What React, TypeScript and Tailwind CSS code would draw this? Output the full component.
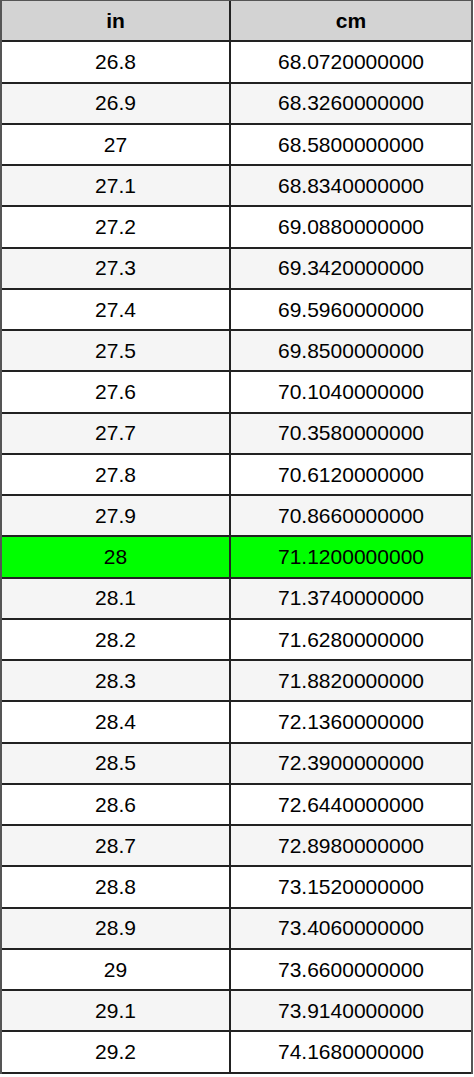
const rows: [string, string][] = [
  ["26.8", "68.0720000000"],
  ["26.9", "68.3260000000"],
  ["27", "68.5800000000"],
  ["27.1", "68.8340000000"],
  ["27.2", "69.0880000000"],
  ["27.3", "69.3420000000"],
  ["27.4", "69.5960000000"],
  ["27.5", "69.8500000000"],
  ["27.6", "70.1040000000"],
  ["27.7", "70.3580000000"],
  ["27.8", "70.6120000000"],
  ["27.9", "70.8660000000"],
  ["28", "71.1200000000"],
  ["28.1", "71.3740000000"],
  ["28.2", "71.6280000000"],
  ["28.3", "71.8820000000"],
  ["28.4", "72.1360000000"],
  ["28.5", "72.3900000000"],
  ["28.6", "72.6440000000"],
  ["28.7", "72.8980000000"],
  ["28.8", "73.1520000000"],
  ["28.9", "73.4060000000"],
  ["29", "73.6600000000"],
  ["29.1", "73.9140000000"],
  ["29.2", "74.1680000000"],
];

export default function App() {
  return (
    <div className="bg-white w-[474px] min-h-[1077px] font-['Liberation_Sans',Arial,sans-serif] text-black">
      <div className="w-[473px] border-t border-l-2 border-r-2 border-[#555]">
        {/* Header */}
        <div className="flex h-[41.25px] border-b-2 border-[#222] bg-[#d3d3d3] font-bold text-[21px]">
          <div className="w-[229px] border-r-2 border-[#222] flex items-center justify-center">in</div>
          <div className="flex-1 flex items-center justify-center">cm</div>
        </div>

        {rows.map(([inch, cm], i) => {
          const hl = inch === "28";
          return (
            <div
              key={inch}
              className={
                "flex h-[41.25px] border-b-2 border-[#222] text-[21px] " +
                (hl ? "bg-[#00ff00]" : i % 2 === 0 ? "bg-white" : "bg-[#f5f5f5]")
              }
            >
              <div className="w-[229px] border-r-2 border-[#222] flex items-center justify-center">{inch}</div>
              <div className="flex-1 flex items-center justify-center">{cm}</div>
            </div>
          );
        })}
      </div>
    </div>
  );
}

Short problem » Working from the material above, transcribe it exactly while omitting pictures.

Finished exercise »
What React, TypeScript and Tailwind CSS code would draw this? Output the full component.
const rows: [string, string][] = [
  ["26.8", "68.0720000000"],
  ["26.9", "68.3260000000"],
  ["27", "68.5800000000"],
  ["27.1", "68.8340000000"],
  ["27.2", "69.0880000000"],
  ["27.3", "69.3420000000"],
  ["27.4", "69.5960000000"],
  ["27.5", "69.8500000000"],
  ["27.6", "70.1040000000"],
  ["27.7", "70.3580000000"],
  ["27.8", "70.6120000000"],
  ["27.9", "70.8660000000"],
  ["28", "71.1200000000"],
  ["28.1", "71.3740000000"],
  ["28.2", "71.6280000000"],
  ["28.3", "71.8820000000"],
  ["28.4", "72.1360000000"],
  ["28.5", "72.3900000000"],
  ["28.6", "72.6440000000"],
  ["28.7", "72.8980000000"],
  ["28.8", "73.1520000000"],
  ["28.9", "73.4060000000"],
  ["29", "73.6600000000"],
  ["29.1", "73.9140000000"],
  ["29.2", "74.1680000000"],
];

export default function App() {
  return (
    <div className="bg-white w-[474px] min-h-[1077px] font-['Liberation_Sans',Arial,sans-serif] text-black">
      <div className="w-[473px] border-t border-l-2 border-r-2 border-[#555]">
        {/* Header */}
        <div className="flex h-[41.25px] border-b-2 border-[#222] bg-[#d3d3d3] font-bold text-[21px]">
          <div className="w-[229px] border-r-2 border-[#222] flex items-center justify-center">in</div>
          <div className="flex-1 flex items-center justify-center">cm</div>
        </div>

        {rows.map(([inch, cm], i) => {
          const hl = inch === "28";
          return (
            <div
              key={inch}
              className={
                "flex h-[41.25px] border-b-2 border-[#222] text-[21px] " +
                (hl ? "bg-[#00ff00]" : i % 2 === 0 ? "bg-white" : "bg-[#f5f5f5]")
              }
            >
              <div className="w-[229px] border-r-2 border-[#222] flex items-center justify-center">{inch}</div>
              <div className="flex-1 flex items-center justify-center">{cm}</div>
            </div>
          );
        })}
      </div>
    </div>
  );
}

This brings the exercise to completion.